Aside from that, not making himself a Conquistador towards La Decima doesn’t make sense. Playing in front of 85,000 fans every fortnight, regular Champions League football, actually contending for titles. To be the best you have to play with them and compete with them. In terms of maturation it will do his footballing side an immense amount and may mould him into an elite professional, but it could simultaneously belittle his character by constraining it and affect the psychological aspect of it all.
Tottenham could make him into a leader, an astute decision maker, a real man of the game. It’s a very precarious position he has himself in; either way he has too much talent for each option not to be a success. Ideally he’d have to play for both – be there when Spurs are making that final push for Champions League football, to drift in from the right flank at Villa Park and unleash a far post-bound bolt of Bale lightning; then be clad in the famous all white to rip apart tiring legs in a Champions League semi-final and let Ronaldo ultimately claim all the plaudits for finishing off his team-mate’s magnificent run, to steal the tie – he probably does have the stamina for it.
If Madrid do eventually get their man, and however extortionate the price may seem now, they’ll recover it, as they did with Ronaldo – obviously not as quickly. But this team they’re assembling has more promise and talent than their recent predecessors, so sustainable success is very much a possibility.

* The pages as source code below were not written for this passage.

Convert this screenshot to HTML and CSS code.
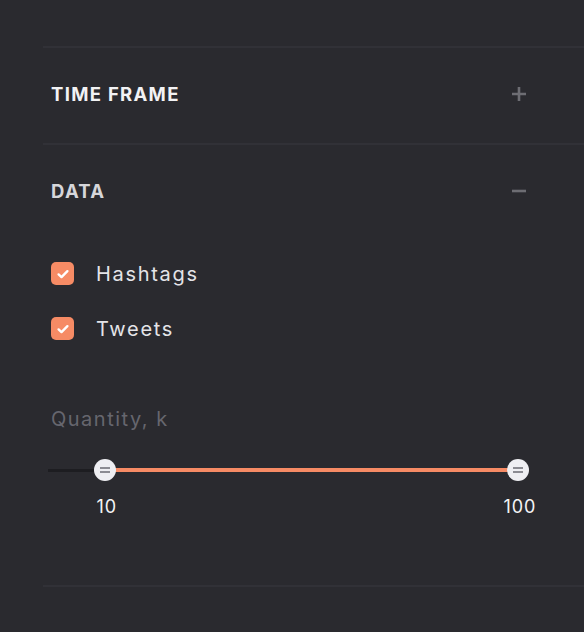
FILE: index.html
```html
<!DOCTYPE html>
<html>
<head>
<meta charset="utf-8">
<link rel="stylesheet" href="styles.css">
</head>
<body>
<div class="panel">
  <div class="divider"></div>
  <section class="section">
    <div class="section-head head-closed">
      <span class="section-title">TIME FRAME</span>
      <svg class="toggle" width="16" height="16" viewBox="0 0 16 16"><path d="M8 1v14M1 8h14" stroke="#6d6d73" stroke-width="2.6" fill="none"/></svg>
    </div>
  </section>
  <div class="divider"></div>
  <section class="section">
    <div class="section-head head-open">
      <span class="section-title">DATA</span>
      <svg class="toggle" width="16" height="16" viewBox="0 0 16 16"><path d="M1 8h14" stroke="#6d6d73" stroke-width="2.6" fill="none"/></svg>
    </div>
    <div class="checks">
      <label class="check-row">
        <span class="box"><svg width="16" height="16" viewBox="0 0 16 16"><path d="M3.6 8.4l2.9 2.7L12.4 5.2" stroke="#fff" stroke-width="2.4" fill="none" stroke-linecap="round" stroke-linejoin="round"/></svg></span>
        <span class="check-label">Hashtags</span>
      </label>
      <label class="check-row">
        <span class="box"><svg width="16" height="16" viewBox="0 0 16 16"><path d="M3.6 8.4l2.9 2.7L12.4 5.2" stroke="#fff" stroke-width="2.4" fill="none" stroke-linecap="round" stroke-linejoin="round"/></svg></span>
        <span class="check-label">Tweets</span>
      </label>
    </div>
    <div class="field-label">Quantity, k</div>
    <div class="slider">
      <div class="track"></div>
      <div class="fill" style="left:12.1%;right:0%"></div>
      <div class="thumb" style="left:12.1%"><span></span></div>
      <div class="thumb" style="left:100%"><span></span></div>
    </div>
    <div class="slider-values">
      <span class="value" style="left:12.5%">10</span>
      <span class="value" style="left:100.4%">100</span>
    </div>
  </section>
  <div class="divider"></div>
</div>
</body>
</html>
```

FILE: styles.css
```css
* { box-sizing: border-box; }
html, body {
  margin: 0;
  background: #2a2a2f;
}
body {
  width: 584px;
  height: 632px;
  overflow: hidden;
  font-family: "Inter", "Open Sans", sans-serif;
  color: #ececf0;
}
.panel {
  padding-top: 46px;
}
.divider {
  height: 2px;
  margin-left: 43px;
  background: #313137;
}
.section-head {
  display: flex;
  align-items: center;
  justify-content: space-between;
  padding: 0 57px 0 51px;
}
.head-closed {
  height: 95px;
  padding-bottom: 3px;
}
.head-open {
  height: 89px;
  padding-top: 3px;
}
.section-title {
  font-size: 18.5px;
  font-weight: 700;
  letter-spacing: 1.3px;
  color: #f2f2f4;
}
.head-open .section-title { color: #d6d6da; }
.toggle { display: block; }
.checks {
  margin-top: 12px;
  padding-left: 51px;
}
.check-row {
  display: flex;
  align-items: center;
  height: 55px;
}
.box {
  width: 23px;
  height: 23px;
  border-radius: 5px;
  background: #f68b65;
  display: flex;
  align-items: center;
  justify-content: center;
  margin-right: 22px;
}
.box svg { display: block; }
.check-label {
  font-size: 20px;
  letter-spacing: 1.7px;
  color: #e4e4e8;
  line-height: 24px;
}
.field-label {
  margin-top: 51px;
  padding-left: 51px;
  font-size: 20px;
  line-height: 24px;
  letter-spacing: 1.5px;
  color: #66666e;
}
.slider {
  position: relative;
  margin: 28px 0 0 48px;
  width: 470px;
  height: 22px;
}
.track {
  position: absolute;
  left: 0; right: 0;
  top: 10px;
  height: 3px;
  background: #1d1d21;
}
.fill {
  position: absolute;
  top: 9px;
  height: 4px;
  background: #f68b65;
}
.thumb {
  position: absolute;
  top: 0;
  width: 22px;
  height: 22px;
  margin-left: -11px;
  border-radius: 50%;
  background: #eeeef2;
  display: flex;
  align-items: center;
  justify-content: center;
}
.thumb span {
  width: 10px;
  height: 6px;
  border-top: 2px solid #8b8b92;
  border-bottom: 2px solid #8b8b92;
}
.slider-values {
  position: relative;
  margin: 15px 0 67px 48px;
  width: 470px;
  height: 22px;
}
.value {
  position: absolute;
  top: 0;
  transform: translateX(-50%);
  font-size: 18px;
  line-height: 22px;
  letter-spacing: 0.9px;
  color: #f4f4f6;
}
```
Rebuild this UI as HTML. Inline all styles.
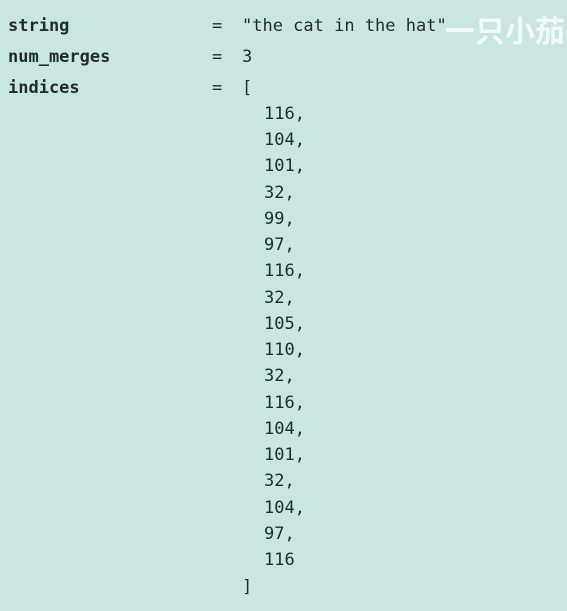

But with Daniel Levy a notoriously difficult negotiator, the aspirations may crash and burn. And Madrid will react like an angry teenage girl and go buy something else – in this it would be an actual person, and may come in the shape of Luis Suárez. He mightn’t be that exact dress that Madrid wanted, but it’ll be a pretty good replacement. (End of shopping analogy)
That’s what Bale may fall victim to – the ruthlessness of Los Blancos. They’ll find a replacement for the season and that could be a devaluation of Bale or perhaps interest other deep-pocketed suitors. It’s a crucial stage in the Welshman’s career and being a spectator of the events offers for quite fascinating viewing.